The end of a year is generally the time for business owners and managers to sit down and navigate the often difficult process of determining employee raises. There are a couple of approaches you might take when it comes to boosting salaries: You can offer your workers merit raises or cost-of-living raises. The question is: What's the right move for your business?
Merit raises are designed to reward employees for the work they do and the effort they put forth. To figure out how to specifically implement merit raises, you might institute a system that ranks employees from strongest to weakest based on performance, and then reward those who rank at the top of that list with the highest boosts. At the same time, you might decide that workers who underperform don't get a raise at all, since they haven't earned it.
Cost-of-living raises are designed to help employees retain their buying power in the face of inflation. Since living expenses tend to climb over time, the only way to keep up is to get enough of a raise each year to match those general increases. In recent years, the typical cost-of-living raise has hovered around the 3% mark, mostly to match the general rate of inflation.
Which type of raise should you implement?
The benefit of giving out merit raises is the ability to reward strong employees who deserve the added compensation without feeling compelled to boost the salaries of workers whose performance doesn't warrant an increase. That way, your employees who put forth a strong effort will feel appreciated, and those who don't get a boost will get a much-needed wake-up call to step up their game. Merit raises can also lead to better employee retention, as those who are rewarded appropriately will be more likely to show their loyalty.
On the other hand, merit raises can be complicated to calculate and implement. You'll need to determine how to measure performance among your employees and how it correlates to actual dollars. You also might then deal with potential backlash from workers who feel they made a strong effort but weren't rewarded appropriately.
Cost-of-living raises, on the other hand, are much easier to work with. Once you determine what percentage salaries should go up by, you simply apply it across the board so that everyone's income rises proportionally. That way, all workers are treated equally, and you're less likely to run into a scenario where specific employees feel slighted.

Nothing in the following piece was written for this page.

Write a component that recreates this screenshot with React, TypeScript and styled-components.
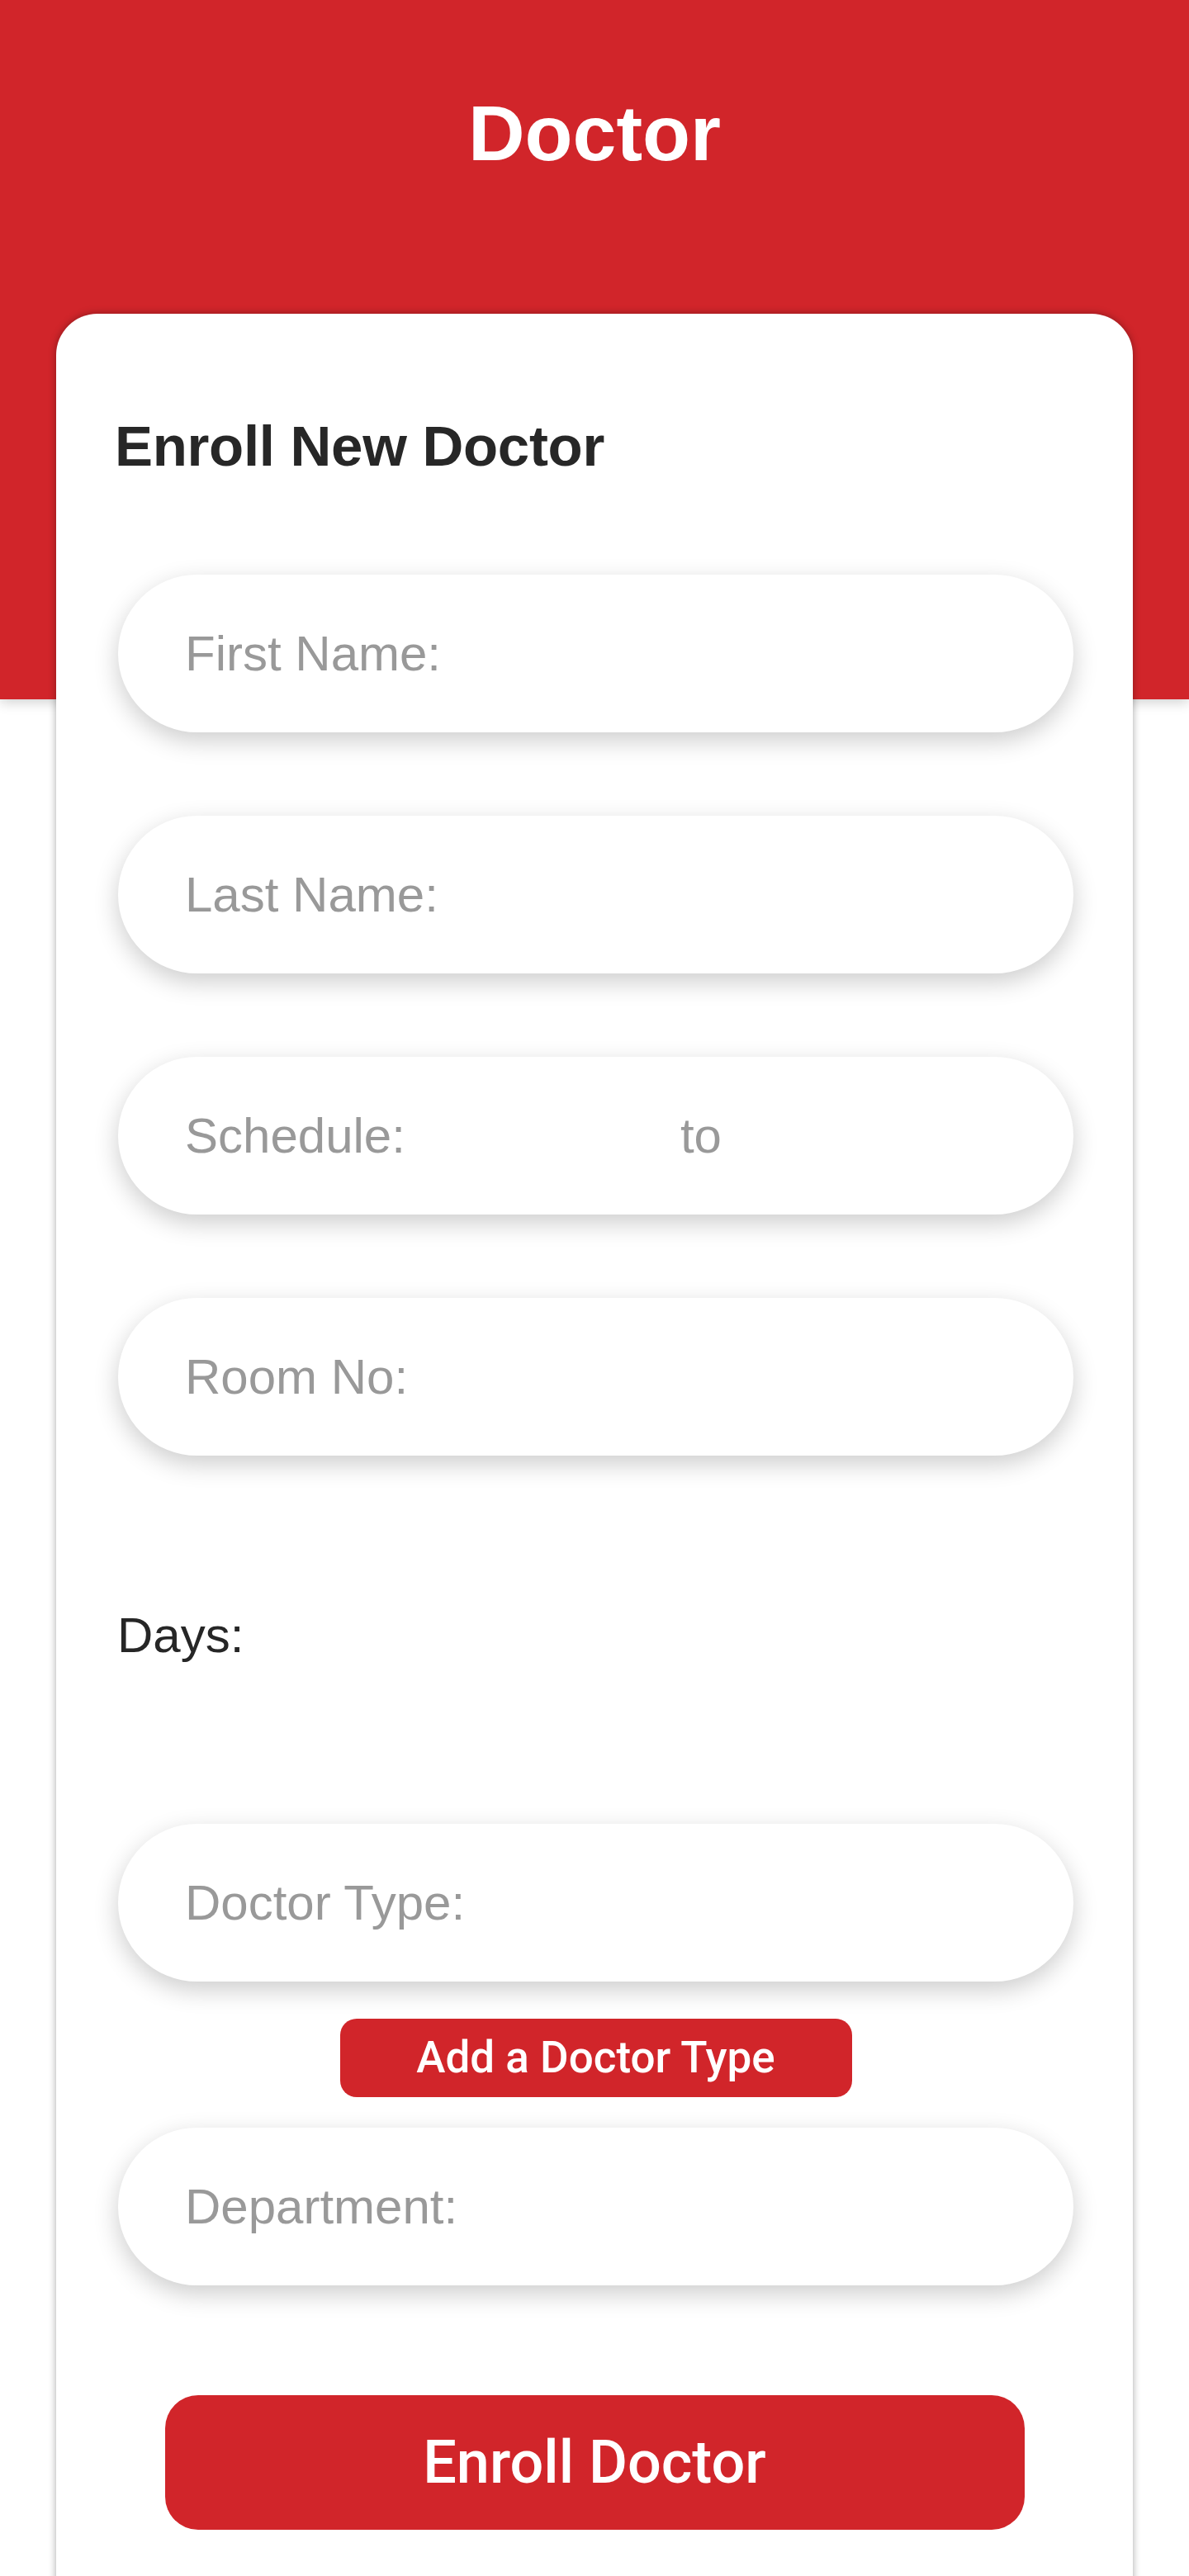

Then again, when you give out an across-the-board cost-of-living raise, you often end up rewarding folks who don't deserve it. You also risk demotivating your top performers by treating them the same as everyone else. And unless you're particularly generous with that raise, you might have a large number of employees come back and tell you that the increase you gave out wasn't enough.
Clearly, there are pros and cons to either approach, so your best bet is to think about how much money you have to work with on the raise front and what goals you're trying to accomplish with it. If retaining top employees is a high priority, then merit raises might be the better choice. If consistency tops your list, then cost-of-living raises simplify the process and make things easier in that regard. No matter which option you choose, remember that your employees are lucky to be getting a raise at all -- even if it isn't the exact sort of boost they were hoping for.